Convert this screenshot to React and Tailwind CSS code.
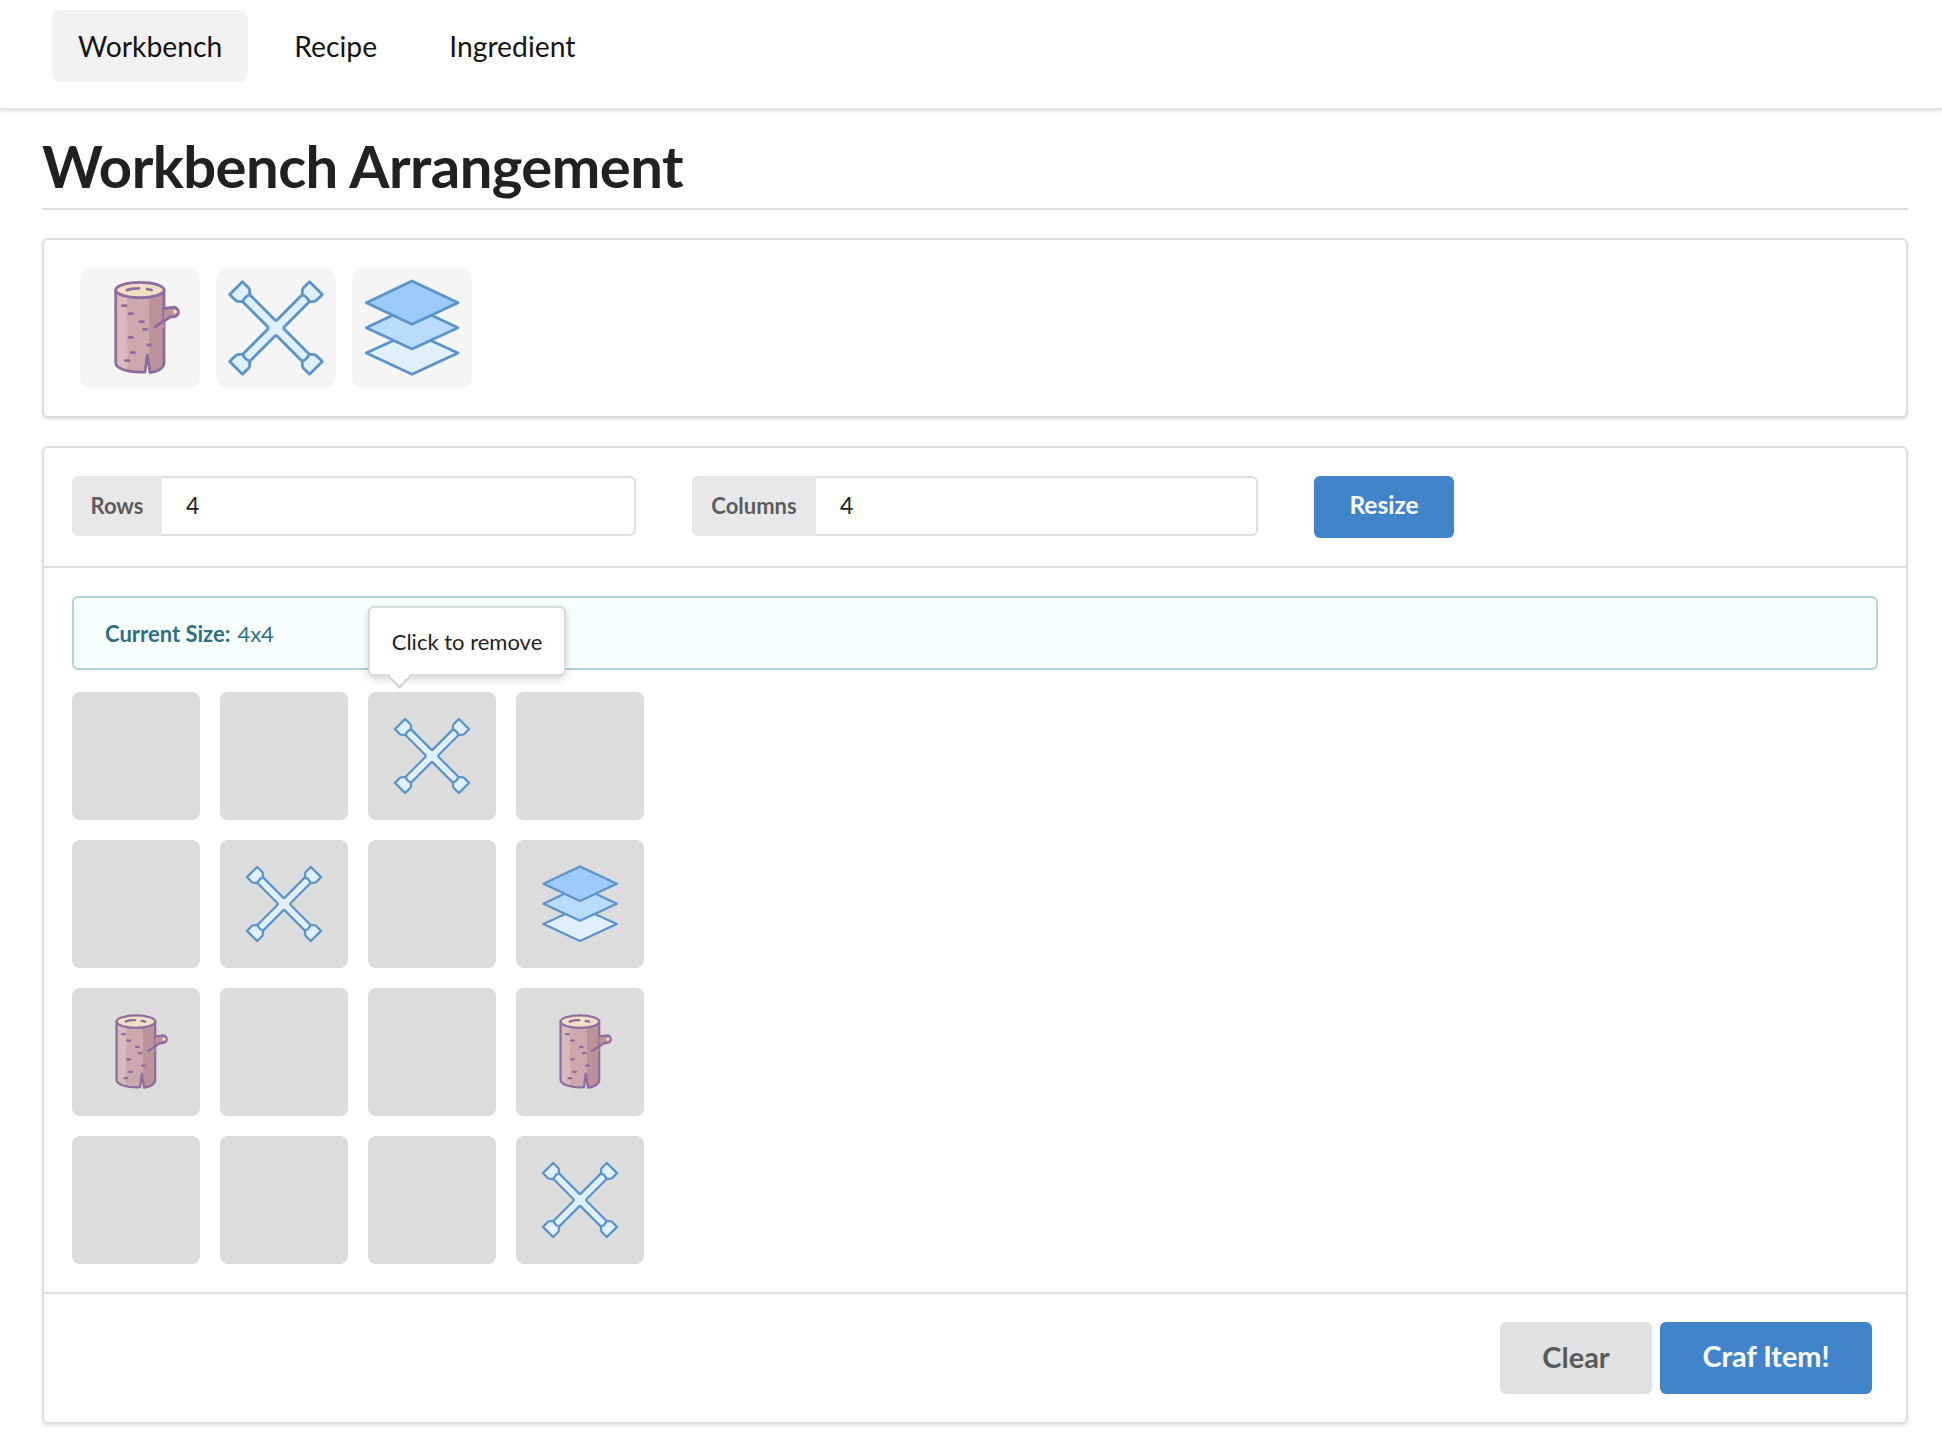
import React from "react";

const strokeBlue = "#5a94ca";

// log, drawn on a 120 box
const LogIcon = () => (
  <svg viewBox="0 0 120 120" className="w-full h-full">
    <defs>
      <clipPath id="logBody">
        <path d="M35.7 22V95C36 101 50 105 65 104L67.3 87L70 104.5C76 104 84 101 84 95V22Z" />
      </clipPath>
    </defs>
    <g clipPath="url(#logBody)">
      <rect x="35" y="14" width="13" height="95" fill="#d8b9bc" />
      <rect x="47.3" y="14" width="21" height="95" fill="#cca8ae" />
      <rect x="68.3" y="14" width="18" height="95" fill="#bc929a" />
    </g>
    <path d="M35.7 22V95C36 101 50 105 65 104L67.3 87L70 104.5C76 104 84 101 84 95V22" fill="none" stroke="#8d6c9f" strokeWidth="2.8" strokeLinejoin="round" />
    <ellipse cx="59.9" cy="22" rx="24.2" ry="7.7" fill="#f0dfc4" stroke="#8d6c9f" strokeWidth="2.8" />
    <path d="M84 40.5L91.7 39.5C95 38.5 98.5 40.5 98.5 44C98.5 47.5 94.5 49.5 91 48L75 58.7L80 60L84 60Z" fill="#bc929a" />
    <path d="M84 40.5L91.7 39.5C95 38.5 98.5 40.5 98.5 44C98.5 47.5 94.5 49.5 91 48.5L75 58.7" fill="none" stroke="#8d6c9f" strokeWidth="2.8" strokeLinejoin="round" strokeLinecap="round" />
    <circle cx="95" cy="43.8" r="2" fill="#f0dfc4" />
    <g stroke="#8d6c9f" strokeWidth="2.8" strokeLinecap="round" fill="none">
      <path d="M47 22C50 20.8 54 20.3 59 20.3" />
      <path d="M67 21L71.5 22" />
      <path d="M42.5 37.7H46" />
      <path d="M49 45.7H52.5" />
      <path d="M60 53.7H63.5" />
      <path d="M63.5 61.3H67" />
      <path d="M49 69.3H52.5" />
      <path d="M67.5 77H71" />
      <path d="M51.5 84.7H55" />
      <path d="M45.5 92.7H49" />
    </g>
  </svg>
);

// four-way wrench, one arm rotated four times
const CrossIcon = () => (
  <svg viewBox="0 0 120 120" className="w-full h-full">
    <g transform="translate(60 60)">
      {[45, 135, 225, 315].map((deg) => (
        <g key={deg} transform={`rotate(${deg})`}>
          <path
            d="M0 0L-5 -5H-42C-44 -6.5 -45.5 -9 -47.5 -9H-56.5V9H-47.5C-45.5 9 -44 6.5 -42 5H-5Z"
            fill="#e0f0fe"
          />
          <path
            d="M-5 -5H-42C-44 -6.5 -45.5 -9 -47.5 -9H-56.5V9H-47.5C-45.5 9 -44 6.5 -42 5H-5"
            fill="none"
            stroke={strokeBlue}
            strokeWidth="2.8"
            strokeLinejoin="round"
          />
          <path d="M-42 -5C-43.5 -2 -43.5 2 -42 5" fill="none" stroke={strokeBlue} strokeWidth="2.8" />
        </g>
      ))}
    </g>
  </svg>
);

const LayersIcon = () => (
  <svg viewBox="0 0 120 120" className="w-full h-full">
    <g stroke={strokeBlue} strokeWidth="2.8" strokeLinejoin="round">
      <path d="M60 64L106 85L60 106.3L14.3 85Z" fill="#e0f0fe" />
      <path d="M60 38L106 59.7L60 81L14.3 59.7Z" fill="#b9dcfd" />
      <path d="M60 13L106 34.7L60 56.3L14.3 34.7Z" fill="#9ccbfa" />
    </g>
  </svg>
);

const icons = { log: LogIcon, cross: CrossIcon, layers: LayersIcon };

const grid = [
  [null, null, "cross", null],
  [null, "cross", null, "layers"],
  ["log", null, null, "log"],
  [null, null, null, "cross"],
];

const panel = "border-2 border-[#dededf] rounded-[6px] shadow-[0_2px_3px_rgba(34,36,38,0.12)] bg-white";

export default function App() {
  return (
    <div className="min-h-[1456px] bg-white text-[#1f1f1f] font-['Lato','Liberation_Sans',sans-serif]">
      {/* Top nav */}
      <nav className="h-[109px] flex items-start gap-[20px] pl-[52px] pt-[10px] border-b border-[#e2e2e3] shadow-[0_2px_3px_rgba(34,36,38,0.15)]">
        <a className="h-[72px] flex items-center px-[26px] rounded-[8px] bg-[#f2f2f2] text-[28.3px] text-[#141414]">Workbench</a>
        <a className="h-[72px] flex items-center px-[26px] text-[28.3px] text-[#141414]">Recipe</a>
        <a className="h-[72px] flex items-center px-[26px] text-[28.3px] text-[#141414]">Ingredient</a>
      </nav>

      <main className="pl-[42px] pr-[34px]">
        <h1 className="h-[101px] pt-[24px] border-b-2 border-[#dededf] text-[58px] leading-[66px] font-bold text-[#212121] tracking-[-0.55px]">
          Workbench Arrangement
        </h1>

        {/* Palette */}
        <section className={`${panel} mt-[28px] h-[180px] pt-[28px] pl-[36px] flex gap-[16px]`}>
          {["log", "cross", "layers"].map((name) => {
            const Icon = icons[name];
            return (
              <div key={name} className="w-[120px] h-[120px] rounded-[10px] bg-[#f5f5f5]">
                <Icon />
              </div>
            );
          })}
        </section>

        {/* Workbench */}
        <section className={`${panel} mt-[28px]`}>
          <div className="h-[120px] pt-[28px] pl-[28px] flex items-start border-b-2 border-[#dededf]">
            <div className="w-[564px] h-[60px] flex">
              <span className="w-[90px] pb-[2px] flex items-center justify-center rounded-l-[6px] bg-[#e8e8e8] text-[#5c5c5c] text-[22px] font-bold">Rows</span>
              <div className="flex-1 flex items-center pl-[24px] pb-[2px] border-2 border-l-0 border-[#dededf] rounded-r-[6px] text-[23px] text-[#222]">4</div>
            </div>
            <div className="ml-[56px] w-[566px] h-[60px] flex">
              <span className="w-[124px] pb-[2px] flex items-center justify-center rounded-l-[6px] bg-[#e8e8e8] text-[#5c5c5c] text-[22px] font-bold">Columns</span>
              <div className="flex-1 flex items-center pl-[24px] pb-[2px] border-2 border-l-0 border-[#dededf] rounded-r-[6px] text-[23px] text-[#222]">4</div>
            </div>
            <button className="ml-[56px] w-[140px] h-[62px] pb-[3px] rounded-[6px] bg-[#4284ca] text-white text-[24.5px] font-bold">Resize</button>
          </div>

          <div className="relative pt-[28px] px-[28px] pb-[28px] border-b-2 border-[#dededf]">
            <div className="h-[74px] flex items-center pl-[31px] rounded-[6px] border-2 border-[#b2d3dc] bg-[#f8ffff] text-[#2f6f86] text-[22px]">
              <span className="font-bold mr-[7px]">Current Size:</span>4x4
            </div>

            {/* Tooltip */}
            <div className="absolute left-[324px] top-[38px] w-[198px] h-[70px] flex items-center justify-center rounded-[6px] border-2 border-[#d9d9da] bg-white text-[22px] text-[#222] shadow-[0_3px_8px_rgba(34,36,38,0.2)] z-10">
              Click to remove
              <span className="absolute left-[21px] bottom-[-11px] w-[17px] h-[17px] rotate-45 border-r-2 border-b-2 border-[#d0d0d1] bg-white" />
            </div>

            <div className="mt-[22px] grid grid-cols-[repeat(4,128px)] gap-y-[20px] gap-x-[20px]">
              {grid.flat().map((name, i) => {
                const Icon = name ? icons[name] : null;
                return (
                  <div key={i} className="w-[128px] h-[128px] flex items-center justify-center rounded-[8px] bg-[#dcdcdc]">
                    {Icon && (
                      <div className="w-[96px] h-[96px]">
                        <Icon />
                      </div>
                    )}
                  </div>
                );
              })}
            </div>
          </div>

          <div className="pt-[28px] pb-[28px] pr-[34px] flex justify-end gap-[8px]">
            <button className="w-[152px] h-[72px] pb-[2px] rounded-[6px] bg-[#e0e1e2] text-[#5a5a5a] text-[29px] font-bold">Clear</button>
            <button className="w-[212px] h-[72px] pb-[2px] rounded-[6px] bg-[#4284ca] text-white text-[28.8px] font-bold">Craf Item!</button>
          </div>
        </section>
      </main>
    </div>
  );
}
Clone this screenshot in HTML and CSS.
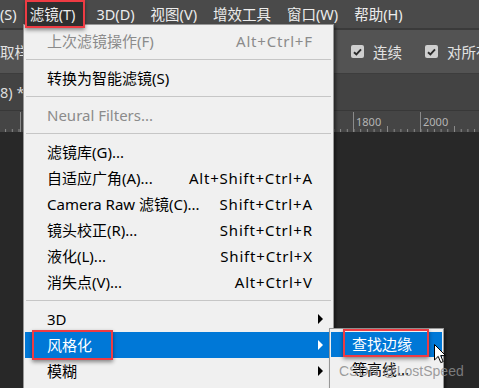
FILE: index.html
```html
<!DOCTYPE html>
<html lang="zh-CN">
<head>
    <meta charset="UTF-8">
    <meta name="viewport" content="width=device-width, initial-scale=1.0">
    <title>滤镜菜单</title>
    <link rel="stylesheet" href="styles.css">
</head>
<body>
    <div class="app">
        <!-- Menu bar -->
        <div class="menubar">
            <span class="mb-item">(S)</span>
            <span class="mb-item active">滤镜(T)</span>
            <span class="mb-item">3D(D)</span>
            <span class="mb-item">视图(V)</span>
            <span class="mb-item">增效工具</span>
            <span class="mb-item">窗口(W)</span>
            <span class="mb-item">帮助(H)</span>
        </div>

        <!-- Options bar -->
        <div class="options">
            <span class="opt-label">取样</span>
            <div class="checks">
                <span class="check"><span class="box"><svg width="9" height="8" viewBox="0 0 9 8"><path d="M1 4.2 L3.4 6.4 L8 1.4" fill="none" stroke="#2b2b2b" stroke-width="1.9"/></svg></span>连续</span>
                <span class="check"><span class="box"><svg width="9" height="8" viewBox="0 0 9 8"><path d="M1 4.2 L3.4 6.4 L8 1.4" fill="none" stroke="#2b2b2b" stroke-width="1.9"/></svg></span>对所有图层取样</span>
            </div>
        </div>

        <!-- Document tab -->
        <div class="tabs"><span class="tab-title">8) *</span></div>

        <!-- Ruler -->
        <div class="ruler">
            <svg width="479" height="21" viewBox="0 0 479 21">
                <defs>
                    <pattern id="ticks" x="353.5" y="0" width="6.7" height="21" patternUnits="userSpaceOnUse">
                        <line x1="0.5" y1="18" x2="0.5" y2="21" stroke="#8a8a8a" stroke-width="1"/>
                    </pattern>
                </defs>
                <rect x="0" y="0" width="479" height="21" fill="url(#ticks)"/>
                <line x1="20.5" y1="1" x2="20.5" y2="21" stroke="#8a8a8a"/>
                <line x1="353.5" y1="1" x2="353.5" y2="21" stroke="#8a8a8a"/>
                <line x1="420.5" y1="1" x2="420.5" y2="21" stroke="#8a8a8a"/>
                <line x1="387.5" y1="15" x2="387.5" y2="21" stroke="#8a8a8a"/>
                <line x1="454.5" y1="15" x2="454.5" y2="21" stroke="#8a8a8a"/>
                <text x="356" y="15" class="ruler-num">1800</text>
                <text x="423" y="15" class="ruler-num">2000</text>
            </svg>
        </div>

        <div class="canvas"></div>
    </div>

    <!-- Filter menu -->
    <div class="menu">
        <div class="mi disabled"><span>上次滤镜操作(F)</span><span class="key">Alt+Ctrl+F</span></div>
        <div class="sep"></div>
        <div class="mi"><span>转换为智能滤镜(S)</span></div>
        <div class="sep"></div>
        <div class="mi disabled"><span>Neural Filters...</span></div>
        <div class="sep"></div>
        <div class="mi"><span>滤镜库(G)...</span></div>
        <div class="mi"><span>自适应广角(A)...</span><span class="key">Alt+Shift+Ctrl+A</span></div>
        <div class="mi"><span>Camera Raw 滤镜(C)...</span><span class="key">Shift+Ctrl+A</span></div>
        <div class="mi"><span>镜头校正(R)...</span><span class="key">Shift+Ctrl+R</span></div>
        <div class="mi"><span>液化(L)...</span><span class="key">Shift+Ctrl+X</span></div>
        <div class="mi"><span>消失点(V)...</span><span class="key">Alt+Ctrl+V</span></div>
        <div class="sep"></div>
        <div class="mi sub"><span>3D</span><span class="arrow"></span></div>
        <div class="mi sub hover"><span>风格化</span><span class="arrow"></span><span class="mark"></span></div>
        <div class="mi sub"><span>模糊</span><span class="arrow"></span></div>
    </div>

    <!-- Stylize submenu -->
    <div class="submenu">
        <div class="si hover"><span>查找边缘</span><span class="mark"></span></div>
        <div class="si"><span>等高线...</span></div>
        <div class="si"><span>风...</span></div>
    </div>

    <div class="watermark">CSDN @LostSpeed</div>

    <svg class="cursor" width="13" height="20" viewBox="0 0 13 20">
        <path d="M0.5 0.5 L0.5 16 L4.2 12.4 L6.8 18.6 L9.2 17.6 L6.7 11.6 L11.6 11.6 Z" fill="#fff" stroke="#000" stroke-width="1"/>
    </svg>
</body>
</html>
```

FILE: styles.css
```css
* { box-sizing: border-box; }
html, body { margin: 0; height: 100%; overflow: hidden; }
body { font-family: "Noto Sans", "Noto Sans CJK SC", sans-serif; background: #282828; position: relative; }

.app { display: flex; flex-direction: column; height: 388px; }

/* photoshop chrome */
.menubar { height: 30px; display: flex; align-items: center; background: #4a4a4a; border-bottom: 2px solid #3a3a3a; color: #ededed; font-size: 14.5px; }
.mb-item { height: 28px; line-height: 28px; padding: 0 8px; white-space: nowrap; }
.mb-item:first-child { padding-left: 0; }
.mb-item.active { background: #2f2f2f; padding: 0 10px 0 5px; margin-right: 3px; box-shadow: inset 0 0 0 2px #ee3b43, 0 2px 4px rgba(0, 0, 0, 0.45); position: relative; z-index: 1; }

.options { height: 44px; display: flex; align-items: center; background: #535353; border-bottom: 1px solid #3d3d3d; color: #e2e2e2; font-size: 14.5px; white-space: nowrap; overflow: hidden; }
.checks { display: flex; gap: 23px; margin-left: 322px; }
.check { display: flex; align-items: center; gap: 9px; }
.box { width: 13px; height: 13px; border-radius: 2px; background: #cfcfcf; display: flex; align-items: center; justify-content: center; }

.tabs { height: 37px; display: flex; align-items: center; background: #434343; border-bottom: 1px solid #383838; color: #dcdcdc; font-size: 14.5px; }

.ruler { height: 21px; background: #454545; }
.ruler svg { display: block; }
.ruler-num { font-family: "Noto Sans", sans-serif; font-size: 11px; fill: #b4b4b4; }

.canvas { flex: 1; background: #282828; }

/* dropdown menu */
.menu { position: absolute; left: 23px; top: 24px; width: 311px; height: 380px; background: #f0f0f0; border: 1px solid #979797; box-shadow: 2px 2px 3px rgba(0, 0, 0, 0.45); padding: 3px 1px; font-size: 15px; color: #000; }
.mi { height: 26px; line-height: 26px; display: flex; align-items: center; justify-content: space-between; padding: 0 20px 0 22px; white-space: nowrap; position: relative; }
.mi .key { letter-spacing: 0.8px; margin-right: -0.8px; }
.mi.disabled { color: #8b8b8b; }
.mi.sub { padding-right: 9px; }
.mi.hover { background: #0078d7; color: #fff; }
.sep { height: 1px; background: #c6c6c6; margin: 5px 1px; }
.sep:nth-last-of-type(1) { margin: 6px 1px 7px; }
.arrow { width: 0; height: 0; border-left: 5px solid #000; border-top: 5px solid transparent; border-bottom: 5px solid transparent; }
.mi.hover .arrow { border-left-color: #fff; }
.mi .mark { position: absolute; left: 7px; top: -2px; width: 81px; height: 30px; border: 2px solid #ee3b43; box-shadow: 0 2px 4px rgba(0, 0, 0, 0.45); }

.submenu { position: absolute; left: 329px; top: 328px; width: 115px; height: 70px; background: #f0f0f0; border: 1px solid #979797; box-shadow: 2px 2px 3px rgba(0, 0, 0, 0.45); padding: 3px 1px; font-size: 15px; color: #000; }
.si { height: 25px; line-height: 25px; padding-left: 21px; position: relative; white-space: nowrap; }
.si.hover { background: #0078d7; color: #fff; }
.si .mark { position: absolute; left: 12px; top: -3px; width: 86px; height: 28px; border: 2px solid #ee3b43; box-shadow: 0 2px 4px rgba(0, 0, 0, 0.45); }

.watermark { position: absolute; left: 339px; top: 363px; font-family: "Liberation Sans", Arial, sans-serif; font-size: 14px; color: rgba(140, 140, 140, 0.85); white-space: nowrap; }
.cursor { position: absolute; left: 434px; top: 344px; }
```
------------------------------------------------
• _Aim of the exercise_
Pull every line containing "React" from the data.

• _Worked solution_
Convert this screenshot to React and Tailwind CSS code.
import React from "react";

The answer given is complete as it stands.